In contrast, as the medical expert noted in the circuit court hearing, without treatment Mr. J.’s condition would inevitably decline to the point he would have to be confined so he could receive inpatient treatment.
As a result, the supreme court concluded that if a treatment “controls symptoms to such a degree that withdrawing it would subject the patient to a more restrictive treatment alternative, then the treatment controls enough symptoms to establish the patient has rehabilitative potential.”
Justice Shirley Abrahamson wrote separately, joined by Justice Ann Walsh Bradley, noting problems with the court’s test for determining rehabilitative potential.
Mr. J. challenged the analytical framework, established in Helen E.F., 2012 WI 50, 340 Wis. 2d 500, 814 N.W.2d 179, which reviews whether treatment can control symptoms to the point that a patient is deemed to have rehabilitative potential.
Abrahamson noted that Mr.

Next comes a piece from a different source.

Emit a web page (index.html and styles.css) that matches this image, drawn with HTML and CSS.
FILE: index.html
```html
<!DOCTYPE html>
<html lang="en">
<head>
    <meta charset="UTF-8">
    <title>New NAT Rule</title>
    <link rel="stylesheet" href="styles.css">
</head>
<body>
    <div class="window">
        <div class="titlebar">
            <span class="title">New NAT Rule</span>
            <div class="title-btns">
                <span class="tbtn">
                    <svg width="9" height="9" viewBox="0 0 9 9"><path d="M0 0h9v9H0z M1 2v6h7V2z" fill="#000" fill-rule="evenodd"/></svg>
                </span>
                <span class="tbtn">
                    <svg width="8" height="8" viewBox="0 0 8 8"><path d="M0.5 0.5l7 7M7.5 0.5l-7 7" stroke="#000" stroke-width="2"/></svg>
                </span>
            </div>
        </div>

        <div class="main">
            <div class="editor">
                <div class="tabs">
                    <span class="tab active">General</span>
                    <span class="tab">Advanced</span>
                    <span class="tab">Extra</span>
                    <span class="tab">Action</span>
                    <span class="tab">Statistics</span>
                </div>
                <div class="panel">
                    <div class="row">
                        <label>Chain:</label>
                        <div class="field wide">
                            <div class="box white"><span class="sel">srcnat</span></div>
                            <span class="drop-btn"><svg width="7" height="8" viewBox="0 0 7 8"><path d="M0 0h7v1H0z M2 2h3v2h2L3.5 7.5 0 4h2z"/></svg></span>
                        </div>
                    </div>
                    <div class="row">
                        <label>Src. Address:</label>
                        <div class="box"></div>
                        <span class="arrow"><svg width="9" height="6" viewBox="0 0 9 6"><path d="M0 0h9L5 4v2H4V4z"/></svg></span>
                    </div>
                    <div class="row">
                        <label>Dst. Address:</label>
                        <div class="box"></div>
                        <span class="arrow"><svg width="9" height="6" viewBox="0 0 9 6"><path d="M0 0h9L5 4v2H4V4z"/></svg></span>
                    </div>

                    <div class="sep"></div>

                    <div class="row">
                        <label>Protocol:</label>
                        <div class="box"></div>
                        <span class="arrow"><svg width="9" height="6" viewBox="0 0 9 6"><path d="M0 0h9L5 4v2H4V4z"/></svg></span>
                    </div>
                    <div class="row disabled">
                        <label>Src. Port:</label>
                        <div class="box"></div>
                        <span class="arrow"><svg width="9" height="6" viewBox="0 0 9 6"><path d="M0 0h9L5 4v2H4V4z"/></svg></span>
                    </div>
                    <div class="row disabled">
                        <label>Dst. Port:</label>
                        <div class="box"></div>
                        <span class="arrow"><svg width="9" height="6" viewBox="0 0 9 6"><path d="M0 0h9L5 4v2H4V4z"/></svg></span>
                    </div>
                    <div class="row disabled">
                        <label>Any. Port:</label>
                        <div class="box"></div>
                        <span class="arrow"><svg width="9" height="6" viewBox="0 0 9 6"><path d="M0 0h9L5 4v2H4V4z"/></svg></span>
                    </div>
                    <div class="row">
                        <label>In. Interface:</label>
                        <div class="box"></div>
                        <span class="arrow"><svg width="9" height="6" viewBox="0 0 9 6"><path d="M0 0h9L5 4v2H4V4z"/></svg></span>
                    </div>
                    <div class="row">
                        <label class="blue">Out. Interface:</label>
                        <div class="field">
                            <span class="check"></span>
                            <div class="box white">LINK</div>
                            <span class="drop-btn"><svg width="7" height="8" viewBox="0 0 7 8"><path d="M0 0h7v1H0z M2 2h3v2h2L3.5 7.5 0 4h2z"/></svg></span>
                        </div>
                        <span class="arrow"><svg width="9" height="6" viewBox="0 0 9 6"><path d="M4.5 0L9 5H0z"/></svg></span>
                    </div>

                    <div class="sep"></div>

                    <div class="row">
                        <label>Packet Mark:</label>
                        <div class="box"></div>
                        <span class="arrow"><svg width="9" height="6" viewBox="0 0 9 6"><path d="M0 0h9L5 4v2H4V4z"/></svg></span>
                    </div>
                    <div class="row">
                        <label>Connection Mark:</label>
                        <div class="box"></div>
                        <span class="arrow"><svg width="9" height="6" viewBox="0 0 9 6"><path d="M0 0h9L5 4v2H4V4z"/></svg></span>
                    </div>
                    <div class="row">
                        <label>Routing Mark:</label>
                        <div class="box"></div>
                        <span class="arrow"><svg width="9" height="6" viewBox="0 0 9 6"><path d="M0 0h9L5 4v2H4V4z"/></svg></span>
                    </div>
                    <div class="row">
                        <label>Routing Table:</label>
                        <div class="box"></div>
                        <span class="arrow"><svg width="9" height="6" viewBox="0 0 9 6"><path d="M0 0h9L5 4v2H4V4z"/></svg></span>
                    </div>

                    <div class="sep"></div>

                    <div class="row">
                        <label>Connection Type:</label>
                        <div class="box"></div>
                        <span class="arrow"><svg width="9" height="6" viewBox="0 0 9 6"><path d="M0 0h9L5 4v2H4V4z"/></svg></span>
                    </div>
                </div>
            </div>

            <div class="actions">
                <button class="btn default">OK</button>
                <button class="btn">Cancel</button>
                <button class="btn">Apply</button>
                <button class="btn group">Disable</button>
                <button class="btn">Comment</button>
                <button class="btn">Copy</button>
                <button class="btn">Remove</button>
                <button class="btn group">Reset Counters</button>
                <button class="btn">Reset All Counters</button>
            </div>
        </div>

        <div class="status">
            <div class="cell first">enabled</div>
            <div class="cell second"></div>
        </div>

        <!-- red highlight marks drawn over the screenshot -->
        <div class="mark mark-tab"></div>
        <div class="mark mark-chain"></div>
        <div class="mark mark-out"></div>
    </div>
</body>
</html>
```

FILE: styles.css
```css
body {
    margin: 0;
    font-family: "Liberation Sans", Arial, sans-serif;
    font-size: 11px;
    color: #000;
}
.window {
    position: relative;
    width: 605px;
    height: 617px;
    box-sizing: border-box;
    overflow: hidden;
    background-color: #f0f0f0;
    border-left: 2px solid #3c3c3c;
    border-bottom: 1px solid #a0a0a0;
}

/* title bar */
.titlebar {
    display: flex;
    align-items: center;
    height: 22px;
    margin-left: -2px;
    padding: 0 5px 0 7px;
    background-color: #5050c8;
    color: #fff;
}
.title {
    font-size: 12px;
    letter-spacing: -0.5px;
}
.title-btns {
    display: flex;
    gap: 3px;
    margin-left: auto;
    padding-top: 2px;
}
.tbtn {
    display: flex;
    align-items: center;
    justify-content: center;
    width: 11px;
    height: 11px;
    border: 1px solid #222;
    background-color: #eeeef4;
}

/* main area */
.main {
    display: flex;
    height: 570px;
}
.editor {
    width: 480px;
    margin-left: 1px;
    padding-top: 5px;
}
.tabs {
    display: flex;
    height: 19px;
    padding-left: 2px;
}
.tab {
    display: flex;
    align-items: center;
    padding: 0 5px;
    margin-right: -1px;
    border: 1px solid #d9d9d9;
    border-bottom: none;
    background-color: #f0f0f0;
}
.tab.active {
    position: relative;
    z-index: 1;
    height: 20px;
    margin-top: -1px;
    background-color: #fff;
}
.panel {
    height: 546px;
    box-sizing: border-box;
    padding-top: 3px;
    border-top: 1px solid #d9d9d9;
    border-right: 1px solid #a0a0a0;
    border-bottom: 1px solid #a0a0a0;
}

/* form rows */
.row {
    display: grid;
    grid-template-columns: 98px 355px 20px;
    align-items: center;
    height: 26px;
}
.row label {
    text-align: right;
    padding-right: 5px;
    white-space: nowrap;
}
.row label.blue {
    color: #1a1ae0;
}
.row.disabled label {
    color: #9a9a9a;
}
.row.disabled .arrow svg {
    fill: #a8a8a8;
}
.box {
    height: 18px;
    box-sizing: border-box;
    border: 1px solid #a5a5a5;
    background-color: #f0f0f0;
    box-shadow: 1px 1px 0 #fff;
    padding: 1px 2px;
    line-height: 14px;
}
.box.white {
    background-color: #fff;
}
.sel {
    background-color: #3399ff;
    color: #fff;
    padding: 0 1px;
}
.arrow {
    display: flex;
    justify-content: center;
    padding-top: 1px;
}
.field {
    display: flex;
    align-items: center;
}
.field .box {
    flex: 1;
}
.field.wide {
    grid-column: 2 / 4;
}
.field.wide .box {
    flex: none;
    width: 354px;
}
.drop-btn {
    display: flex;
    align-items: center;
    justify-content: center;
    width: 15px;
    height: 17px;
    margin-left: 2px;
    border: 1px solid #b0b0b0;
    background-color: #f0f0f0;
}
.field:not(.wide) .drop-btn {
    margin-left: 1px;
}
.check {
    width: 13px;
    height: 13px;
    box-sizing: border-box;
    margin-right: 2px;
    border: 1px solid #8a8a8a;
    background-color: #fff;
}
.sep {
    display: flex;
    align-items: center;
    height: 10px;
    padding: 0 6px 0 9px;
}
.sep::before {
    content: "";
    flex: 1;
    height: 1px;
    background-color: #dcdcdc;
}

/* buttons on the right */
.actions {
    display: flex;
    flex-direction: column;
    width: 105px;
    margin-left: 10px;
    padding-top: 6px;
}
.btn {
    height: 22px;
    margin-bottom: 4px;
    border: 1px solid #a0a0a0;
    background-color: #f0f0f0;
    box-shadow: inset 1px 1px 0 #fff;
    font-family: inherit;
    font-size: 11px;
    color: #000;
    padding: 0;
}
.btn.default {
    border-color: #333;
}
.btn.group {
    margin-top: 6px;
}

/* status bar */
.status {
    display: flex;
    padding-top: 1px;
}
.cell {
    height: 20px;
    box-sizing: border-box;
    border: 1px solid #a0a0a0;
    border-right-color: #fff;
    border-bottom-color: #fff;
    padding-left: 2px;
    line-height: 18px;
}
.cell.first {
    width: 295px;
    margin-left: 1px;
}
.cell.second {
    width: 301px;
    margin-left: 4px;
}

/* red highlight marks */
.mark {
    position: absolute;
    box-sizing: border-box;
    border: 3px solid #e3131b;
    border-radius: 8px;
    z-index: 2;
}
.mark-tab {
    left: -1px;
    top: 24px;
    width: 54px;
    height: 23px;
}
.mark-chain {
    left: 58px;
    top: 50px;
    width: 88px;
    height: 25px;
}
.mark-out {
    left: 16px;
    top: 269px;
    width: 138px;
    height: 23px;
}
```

J. has been in committed under Ch. 51 for almost a decade. Ch. 51 are intended as short-term commitments, whereas Wis. Stat. chapter 55 governs commitments of persons with disabilities that are likely to be permanent.
“This distinction matters,” she wrote. “Although both provide for involuntary commitments, Chapter 55 contains numerous additional procedures and protections for an individual subject to a long-term commitment that Chapter 51 simply doesn't.”
“Unfortunately, the court maintains the confusing test it adopted in Helen E.F., failing to differentiate Chapter 51 commitments from Chapter 55 commitments.”
Justice Abrahamson suggested that the Wisconsin Legislature should “reassess the goals and intended scope of the two chapters.”